Collected material:

+ + + +

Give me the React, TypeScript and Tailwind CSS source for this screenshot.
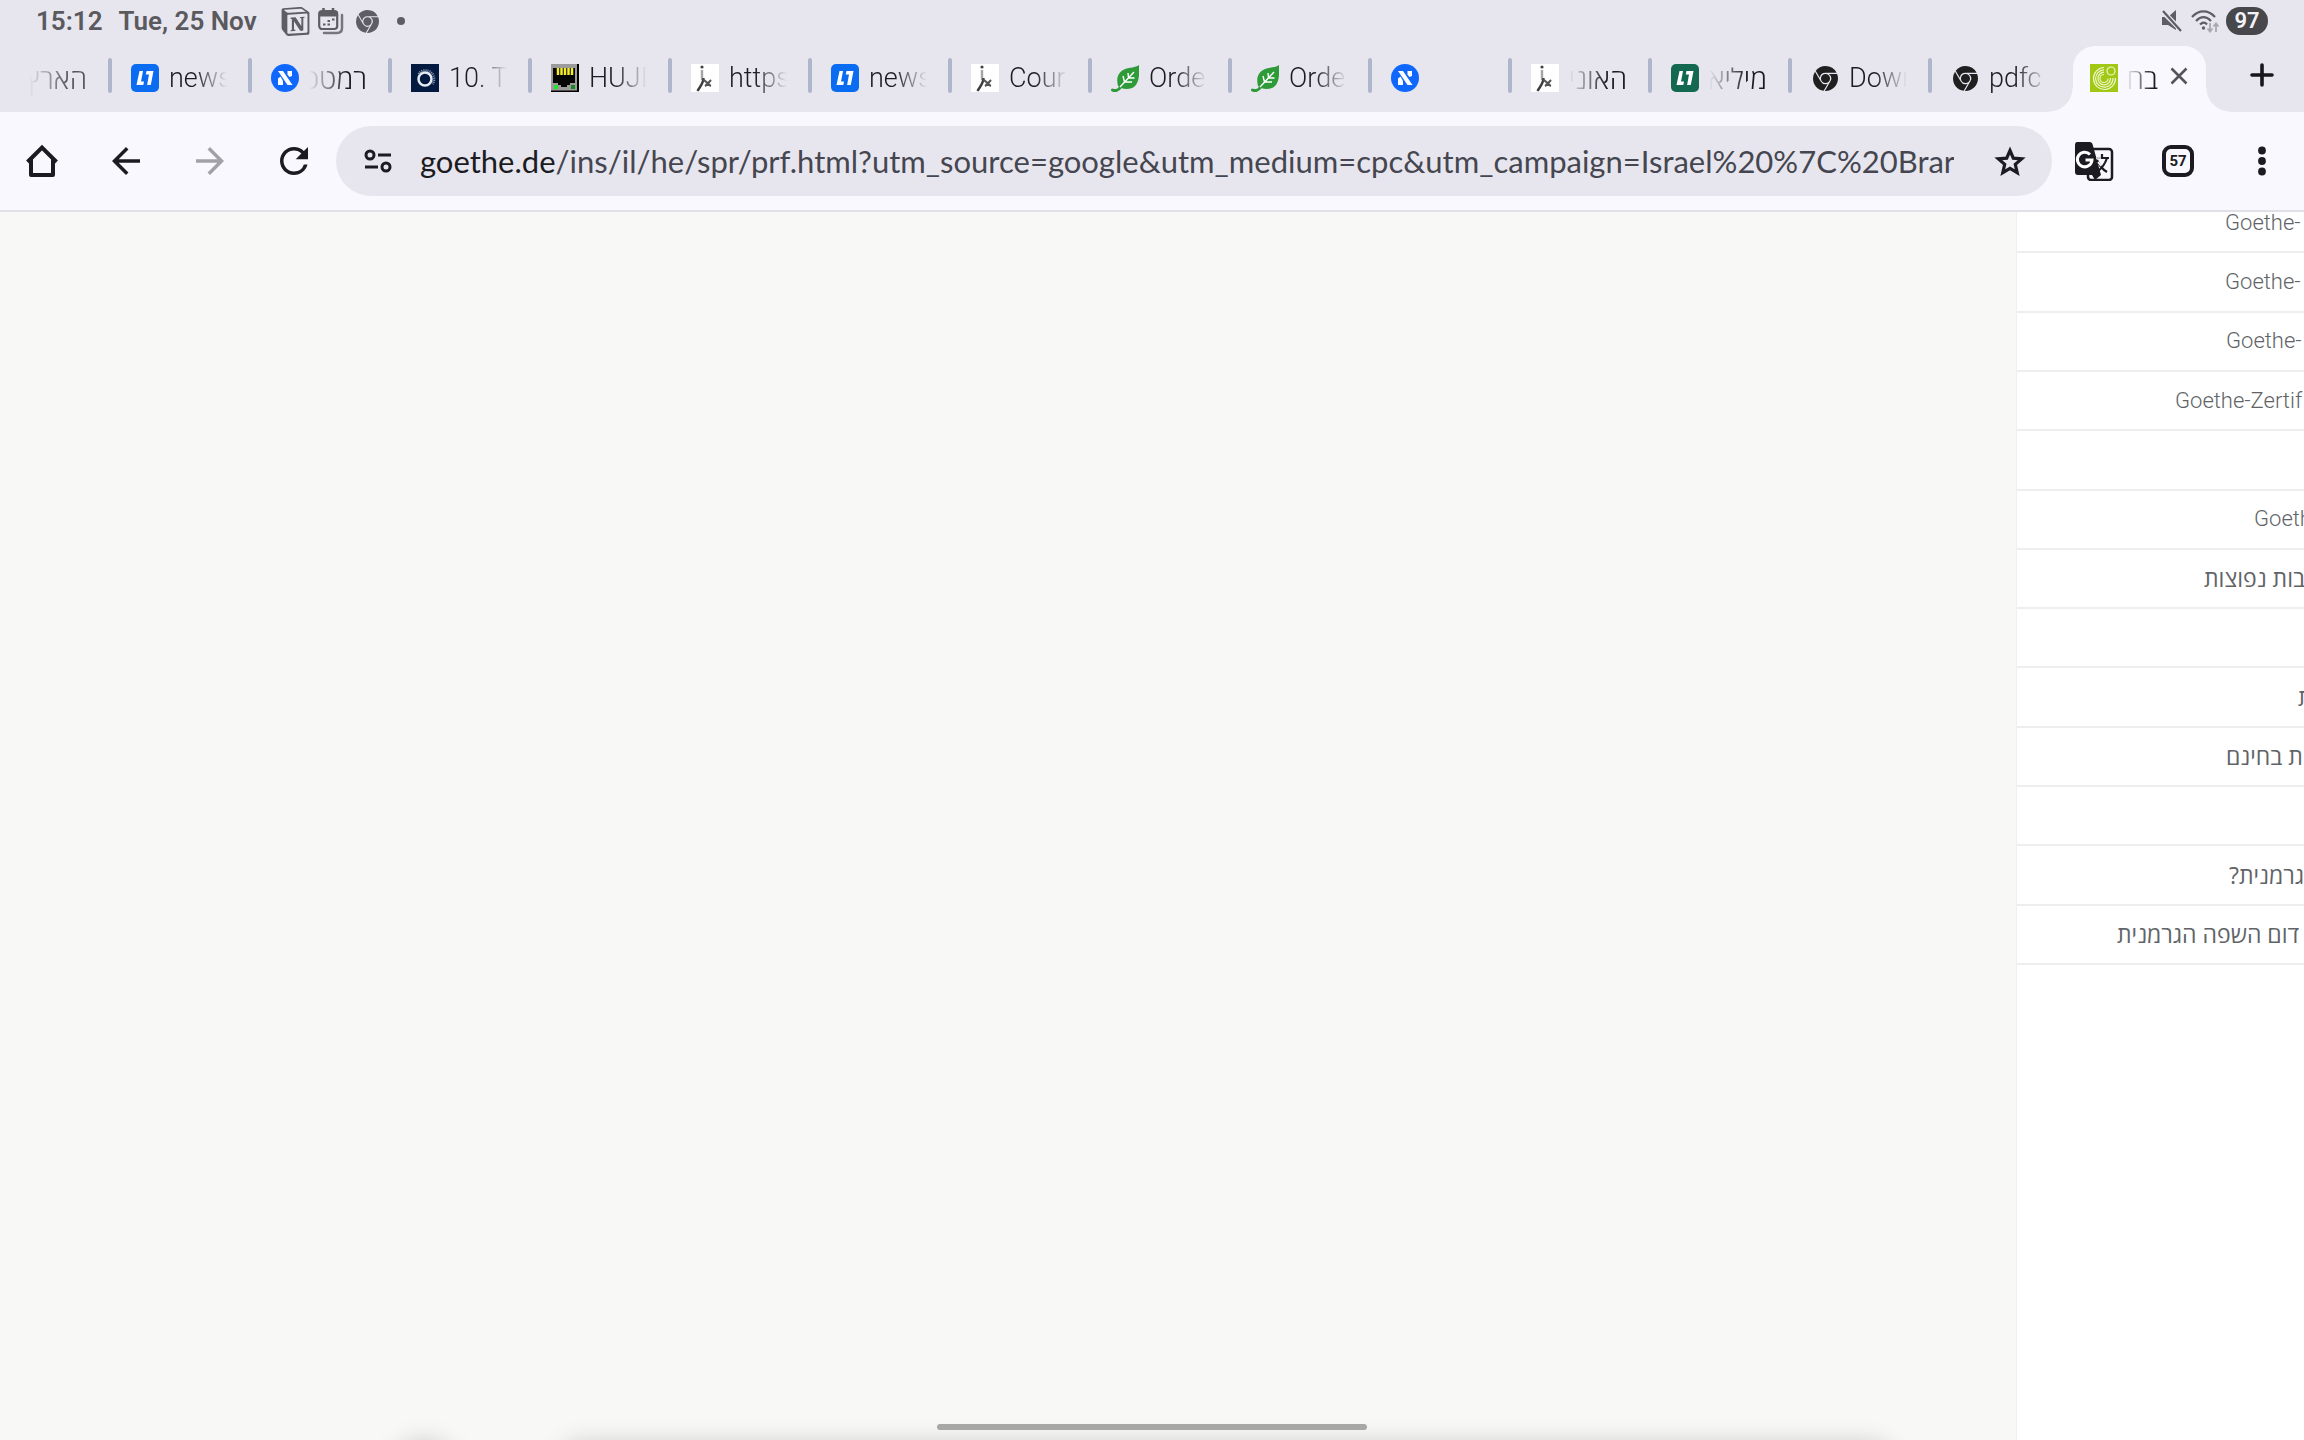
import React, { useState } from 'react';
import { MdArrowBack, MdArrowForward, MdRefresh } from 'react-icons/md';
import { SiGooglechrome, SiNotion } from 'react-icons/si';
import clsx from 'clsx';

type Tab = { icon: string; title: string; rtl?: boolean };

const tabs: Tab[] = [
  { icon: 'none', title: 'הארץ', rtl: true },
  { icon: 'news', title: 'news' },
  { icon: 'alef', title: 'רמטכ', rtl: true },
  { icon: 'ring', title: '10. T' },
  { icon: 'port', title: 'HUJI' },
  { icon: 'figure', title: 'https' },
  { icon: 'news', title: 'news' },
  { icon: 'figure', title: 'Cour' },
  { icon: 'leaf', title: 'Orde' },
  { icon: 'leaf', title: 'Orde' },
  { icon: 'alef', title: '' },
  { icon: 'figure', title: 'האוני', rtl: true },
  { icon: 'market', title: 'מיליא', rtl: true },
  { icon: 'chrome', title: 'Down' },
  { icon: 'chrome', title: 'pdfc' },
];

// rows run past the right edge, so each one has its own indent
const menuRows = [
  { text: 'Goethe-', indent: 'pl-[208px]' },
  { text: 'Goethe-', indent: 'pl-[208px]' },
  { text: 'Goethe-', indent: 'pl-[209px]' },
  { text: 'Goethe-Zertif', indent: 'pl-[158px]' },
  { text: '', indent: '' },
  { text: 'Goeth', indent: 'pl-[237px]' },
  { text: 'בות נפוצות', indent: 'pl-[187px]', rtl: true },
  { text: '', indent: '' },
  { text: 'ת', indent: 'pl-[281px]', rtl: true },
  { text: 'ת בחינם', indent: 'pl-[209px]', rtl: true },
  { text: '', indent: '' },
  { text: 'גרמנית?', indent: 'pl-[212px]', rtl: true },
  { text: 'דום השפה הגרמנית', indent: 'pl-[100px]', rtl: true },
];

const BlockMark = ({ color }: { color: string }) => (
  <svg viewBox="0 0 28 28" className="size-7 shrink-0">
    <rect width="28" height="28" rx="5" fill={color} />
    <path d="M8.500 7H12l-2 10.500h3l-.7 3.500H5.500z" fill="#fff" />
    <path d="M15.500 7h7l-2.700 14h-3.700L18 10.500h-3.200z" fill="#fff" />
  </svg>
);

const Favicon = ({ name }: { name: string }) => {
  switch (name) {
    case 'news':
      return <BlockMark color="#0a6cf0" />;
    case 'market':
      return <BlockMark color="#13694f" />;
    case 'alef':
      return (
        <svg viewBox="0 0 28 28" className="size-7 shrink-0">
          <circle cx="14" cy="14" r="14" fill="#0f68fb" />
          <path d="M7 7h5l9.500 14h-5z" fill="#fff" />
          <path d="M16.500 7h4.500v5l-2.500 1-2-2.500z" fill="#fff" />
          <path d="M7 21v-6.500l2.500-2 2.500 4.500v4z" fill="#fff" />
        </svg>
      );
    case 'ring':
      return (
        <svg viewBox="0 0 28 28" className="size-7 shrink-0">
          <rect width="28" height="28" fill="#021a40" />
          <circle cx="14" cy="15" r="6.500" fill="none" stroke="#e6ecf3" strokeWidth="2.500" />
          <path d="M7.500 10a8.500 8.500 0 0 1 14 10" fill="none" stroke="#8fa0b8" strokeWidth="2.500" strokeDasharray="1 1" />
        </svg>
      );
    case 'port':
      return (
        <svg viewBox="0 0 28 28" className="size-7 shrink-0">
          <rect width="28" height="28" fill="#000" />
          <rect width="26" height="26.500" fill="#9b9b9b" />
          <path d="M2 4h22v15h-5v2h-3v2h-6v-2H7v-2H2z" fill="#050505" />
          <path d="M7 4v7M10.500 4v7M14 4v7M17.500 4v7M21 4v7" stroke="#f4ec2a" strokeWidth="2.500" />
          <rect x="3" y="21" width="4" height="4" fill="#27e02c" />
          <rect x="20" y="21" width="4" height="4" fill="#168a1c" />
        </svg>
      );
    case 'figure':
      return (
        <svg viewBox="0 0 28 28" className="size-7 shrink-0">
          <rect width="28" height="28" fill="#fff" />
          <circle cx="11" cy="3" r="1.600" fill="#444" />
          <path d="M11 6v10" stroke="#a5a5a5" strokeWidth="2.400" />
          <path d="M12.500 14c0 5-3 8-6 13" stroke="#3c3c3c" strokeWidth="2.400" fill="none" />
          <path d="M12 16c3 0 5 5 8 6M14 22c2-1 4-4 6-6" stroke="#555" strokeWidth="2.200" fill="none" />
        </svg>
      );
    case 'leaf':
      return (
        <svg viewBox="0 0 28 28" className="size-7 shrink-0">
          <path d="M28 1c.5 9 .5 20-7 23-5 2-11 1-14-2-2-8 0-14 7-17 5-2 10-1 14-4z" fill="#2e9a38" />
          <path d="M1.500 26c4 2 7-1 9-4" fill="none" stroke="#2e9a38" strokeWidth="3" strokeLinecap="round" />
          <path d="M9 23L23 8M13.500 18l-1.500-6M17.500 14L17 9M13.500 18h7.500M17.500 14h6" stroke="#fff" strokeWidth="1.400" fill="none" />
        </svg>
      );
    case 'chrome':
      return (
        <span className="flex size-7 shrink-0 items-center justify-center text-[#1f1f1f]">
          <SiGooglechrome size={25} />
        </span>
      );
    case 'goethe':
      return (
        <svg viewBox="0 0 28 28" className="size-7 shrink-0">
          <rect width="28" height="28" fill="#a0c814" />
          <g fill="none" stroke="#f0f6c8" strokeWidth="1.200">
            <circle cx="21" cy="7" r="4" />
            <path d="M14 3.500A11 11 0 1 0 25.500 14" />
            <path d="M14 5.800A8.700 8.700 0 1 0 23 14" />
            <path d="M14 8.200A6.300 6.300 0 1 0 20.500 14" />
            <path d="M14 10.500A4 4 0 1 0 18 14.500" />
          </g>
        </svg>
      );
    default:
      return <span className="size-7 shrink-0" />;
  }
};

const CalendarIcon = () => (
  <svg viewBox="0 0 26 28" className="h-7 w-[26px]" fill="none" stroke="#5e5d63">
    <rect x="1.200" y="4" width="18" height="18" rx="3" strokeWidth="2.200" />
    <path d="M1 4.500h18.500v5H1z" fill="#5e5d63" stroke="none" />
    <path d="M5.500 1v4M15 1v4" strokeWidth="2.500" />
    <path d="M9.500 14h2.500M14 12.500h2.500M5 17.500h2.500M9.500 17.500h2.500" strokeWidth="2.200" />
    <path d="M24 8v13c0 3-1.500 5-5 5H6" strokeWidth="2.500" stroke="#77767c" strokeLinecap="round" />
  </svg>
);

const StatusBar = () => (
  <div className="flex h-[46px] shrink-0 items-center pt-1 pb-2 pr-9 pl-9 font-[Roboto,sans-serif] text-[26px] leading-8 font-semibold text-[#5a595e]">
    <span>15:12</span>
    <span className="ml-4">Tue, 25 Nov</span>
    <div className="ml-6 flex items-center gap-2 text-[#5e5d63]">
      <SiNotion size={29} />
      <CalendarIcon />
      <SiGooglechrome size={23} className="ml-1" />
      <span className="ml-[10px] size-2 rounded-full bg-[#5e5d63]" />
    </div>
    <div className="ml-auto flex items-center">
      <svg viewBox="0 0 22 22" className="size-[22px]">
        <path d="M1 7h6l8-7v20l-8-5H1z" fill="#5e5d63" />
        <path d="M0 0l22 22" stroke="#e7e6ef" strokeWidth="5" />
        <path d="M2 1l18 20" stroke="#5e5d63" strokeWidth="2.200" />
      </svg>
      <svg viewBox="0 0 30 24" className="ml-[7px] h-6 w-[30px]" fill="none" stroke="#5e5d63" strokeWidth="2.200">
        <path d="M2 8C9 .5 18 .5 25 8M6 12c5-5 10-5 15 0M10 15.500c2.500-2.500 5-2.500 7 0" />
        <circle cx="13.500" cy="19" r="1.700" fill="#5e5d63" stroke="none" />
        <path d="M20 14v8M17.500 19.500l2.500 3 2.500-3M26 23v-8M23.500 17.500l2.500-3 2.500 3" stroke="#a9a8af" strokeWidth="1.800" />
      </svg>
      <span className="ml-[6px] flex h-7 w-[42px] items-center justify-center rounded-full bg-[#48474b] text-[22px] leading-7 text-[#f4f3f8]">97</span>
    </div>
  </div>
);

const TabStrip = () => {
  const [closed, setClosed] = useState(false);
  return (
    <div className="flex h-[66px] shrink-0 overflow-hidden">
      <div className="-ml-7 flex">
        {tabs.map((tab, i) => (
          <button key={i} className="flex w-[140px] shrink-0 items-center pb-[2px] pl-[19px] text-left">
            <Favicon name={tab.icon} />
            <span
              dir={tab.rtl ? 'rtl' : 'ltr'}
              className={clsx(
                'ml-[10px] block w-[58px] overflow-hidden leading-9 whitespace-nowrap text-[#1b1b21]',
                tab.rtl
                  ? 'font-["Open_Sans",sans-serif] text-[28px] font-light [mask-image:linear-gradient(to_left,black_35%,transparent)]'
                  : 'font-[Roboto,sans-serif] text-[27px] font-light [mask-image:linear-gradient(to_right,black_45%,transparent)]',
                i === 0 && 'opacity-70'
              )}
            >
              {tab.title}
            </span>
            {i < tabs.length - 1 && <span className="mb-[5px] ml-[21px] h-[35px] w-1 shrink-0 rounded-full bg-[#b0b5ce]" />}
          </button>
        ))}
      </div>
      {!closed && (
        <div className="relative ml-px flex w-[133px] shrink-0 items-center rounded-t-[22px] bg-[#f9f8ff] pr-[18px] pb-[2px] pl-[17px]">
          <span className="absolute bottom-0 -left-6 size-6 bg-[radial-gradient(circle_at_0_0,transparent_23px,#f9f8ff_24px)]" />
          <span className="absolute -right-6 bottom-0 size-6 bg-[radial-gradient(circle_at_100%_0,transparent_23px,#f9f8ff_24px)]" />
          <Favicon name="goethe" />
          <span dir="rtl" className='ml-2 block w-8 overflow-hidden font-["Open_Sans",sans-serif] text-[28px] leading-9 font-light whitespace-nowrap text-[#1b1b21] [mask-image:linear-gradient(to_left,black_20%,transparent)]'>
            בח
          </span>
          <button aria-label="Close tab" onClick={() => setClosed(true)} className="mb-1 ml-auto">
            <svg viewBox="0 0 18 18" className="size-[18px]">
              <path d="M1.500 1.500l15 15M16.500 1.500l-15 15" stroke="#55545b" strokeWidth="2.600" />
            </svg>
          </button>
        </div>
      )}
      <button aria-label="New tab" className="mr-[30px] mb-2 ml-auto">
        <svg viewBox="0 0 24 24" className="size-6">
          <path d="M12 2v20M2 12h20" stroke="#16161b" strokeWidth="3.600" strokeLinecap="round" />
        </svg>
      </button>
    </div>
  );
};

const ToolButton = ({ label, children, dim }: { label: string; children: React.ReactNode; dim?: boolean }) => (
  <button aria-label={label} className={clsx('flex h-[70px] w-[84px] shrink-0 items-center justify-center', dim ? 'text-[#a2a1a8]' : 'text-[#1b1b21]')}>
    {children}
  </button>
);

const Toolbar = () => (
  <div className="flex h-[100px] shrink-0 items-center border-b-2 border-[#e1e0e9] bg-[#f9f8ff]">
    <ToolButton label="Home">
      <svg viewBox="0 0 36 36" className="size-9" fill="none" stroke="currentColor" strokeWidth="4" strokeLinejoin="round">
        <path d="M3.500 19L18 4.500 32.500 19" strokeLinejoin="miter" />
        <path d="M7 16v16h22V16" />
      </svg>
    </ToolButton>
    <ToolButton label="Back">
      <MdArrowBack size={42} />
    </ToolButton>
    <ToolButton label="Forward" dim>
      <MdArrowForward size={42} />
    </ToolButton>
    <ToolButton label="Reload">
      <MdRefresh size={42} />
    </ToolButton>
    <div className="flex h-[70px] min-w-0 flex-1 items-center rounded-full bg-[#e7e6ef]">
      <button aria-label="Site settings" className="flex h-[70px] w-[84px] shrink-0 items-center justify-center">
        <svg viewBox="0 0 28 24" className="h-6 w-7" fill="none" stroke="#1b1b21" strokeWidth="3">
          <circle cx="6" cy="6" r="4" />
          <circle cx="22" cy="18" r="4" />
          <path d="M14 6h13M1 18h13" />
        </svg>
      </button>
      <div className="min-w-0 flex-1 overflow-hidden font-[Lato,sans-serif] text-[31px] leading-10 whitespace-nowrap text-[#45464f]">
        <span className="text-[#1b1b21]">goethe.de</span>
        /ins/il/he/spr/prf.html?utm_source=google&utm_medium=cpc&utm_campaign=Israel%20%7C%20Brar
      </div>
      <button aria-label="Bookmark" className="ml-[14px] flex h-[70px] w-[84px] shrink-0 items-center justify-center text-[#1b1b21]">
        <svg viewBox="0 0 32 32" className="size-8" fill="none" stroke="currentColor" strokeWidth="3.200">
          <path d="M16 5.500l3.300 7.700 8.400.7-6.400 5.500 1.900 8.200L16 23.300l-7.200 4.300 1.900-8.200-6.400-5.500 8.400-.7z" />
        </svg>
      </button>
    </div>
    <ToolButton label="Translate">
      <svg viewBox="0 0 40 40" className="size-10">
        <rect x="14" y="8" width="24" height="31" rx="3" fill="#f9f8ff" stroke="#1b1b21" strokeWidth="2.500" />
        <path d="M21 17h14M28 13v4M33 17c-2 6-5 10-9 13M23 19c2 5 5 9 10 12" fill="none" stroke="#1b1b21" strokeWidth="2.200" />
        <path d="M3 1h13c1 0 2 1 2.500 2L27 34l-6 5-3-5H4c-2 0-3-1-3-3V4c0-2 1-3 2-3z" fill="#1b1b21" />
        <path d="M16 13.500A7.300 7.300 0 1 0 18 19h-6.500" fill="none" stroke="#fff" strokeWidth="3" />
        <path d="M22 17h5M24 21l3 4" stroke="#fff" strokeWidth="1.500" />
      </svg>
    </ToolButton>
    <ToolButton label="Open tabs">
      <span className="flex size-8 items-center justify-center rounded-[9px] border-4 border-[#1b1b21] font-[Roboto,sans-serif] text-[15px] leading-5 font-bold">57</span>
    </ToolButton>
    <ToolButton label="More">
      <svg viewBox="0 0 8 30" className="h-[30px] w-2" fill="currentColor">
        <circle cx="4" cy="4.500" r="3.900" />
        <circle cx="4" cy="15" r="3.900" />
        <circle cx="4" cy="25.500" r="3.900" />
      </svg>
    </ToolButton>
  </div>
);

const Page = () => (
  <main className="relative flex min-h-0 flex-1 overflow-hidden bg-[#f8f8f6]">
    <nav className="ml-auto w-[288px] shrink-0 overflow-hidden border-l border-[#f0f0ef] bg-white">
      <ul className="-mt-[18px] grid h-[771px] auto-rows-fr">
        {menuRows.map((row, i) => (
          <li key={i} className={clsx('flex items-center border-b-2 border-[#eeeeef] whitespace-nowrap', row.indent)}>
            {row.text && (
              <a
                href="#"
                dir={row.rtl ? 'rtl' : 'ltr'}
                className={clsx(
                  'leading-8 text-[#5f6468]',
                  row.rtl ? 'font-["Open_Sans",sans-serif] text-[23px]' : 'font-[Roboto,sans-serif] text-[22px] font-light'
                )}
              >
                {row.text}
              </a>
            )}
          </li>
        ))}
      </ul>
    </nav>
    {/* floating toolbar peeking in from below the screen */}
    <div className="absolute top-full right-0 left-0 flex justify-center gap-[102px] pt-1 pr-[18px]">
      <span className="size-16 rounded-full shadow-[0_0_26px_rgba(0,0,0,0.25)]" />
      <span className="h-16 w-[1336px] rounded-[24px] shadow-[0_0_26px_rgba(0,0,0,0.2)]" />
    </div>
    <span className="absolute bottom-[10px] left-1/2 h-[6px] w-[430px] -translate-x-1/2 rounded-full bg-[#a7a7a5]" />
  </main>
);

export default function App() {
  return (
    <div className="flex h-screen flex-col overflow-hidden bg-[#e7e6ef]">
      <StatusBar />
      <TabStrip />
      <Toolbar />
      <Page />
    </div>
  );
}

+ + + +

Objective:
Copy nothing but the lines from the top of the data down to the line containing "string; title: string;", and leave the pictures out.

Result of this exercise:
Give me the React, TypeScript and Tailwind CSS source for this screenshot.
import React, { useState } from 'react';
import { MdArrowBack, MdArrowForward, MdRefresh } from 'react-icons/md';
import { SiGooglechrome, SiNotion } from 'react-icons/si';
import clsx from 'clsx';

type Tab = { icon: string; title: string; rtl?: boolean };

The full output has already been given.